WRITTEN PROBLEM:
In the material below, find every line with "index" and pull it out.

DATASET EXTRACT:
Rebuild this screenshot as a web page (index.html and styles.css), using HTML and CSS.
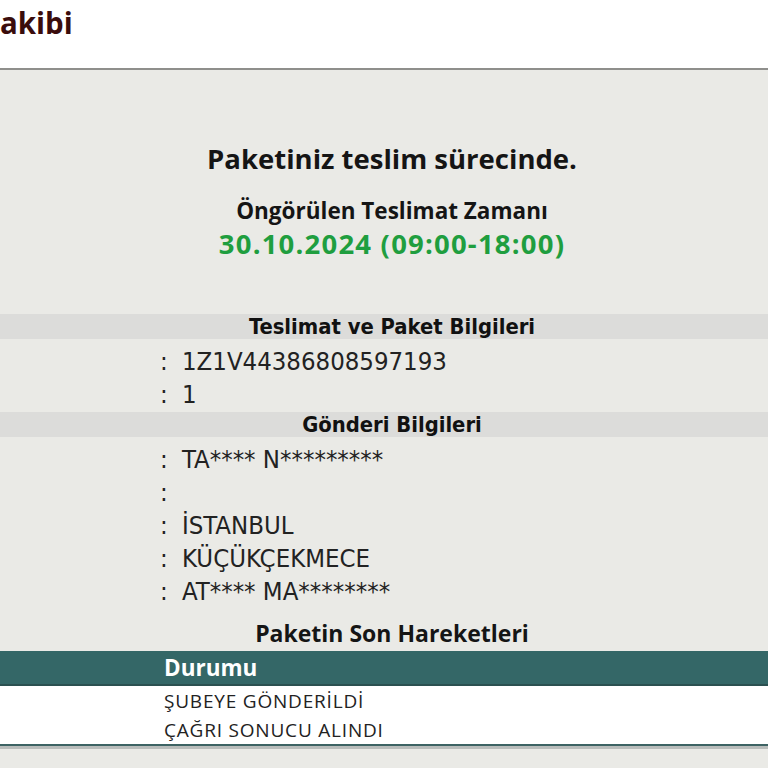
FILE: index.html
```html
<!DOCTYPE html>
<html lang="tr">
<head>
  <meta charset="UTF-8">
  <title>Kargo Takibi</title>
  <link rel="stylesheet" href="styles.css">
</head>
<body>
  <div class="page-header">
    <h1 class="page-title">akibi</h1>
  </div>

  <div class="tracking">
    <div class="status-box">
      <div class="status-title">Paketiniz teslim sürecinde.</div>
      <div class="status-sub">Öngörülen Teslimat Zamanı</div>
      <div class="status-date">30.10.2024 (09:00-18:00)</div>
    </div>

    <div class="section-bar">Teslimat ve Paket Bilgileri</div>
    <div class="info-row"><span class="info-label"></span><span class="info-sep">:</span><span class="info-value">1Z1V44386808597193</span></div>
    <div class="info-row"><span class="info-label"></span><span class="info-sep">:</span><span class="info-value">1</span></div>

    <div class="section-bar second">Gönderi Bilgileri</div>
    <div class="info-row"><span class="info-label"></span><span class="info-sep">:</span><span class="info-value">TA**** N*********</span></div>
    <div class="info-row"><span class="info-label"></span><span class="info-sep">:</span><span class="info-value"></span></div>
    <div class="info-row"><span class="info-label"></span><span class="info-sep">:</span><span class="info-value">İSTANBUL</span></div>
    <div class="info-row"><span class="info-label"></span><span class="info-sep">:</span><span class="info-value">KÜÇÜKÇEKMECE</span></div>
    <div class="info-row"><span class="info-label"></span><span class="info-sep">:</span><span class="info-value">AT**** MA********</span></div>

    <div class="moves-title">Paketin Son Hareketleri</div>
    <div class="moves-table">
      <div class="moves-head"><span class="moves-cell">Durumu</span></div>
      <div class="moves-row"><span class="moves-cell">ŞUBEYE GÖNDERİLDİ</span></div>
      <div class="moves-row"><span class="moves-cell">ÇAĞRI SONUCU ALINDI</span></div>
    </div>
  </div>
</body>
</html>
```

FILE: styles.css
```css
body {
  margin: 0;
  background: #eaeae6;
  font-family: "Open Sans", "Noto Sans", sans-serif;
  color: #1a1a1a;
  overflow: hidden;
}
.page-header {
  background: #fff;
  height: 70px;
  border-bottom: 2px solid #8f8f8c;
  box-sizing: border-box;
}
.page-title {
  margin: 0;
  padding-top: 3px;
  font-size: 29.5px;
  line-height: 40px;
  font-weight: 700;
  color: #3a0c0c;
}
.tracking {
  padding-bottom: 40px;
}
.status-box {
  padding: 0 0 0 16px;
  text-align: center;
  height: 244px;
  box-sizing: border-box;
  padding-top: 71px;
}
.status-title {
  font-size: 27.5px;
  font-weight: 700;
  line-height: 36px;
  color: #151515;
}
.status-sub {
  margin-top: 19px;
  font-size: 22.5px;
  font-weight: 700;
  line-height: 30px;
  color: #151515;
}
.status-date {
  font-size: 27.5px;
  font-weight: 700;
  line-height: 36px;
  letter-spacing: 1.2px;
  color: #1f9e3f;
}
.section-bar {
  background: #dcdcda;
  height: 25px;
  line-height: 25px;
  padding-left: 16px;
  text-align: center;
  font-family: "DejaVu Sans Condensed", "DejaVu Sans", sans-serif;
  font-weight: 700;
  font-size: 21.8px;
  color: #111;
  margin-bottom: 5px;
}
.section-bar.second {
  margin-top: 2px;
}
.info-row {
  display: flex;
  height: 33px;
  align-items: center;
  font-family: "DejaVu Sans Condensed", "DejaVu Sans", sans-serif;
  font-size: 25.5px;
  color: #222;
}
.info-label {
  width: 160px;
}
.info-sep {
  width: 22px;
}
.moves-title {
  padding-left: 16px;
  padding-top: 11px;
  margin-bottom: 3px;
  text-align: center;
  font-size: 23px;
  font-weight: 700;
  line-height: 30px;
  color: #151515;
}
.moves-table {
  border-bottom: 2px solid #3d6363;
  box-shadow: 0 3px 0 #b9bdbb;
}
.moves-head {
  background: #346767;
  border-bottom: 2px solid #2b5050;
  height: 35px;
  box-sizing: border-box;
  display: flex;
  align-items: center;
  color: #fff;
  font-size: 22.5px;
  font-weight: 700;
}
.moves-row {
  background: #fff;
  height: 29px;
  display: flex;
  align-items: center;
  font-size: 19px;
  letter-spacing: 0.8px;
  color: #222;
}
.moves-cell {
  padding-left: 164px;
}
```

EXERCISE OUTPUT:
Rebuild this screenshot as a web page (index.html and styles.css), using HTML and CSS.
FILE: index.html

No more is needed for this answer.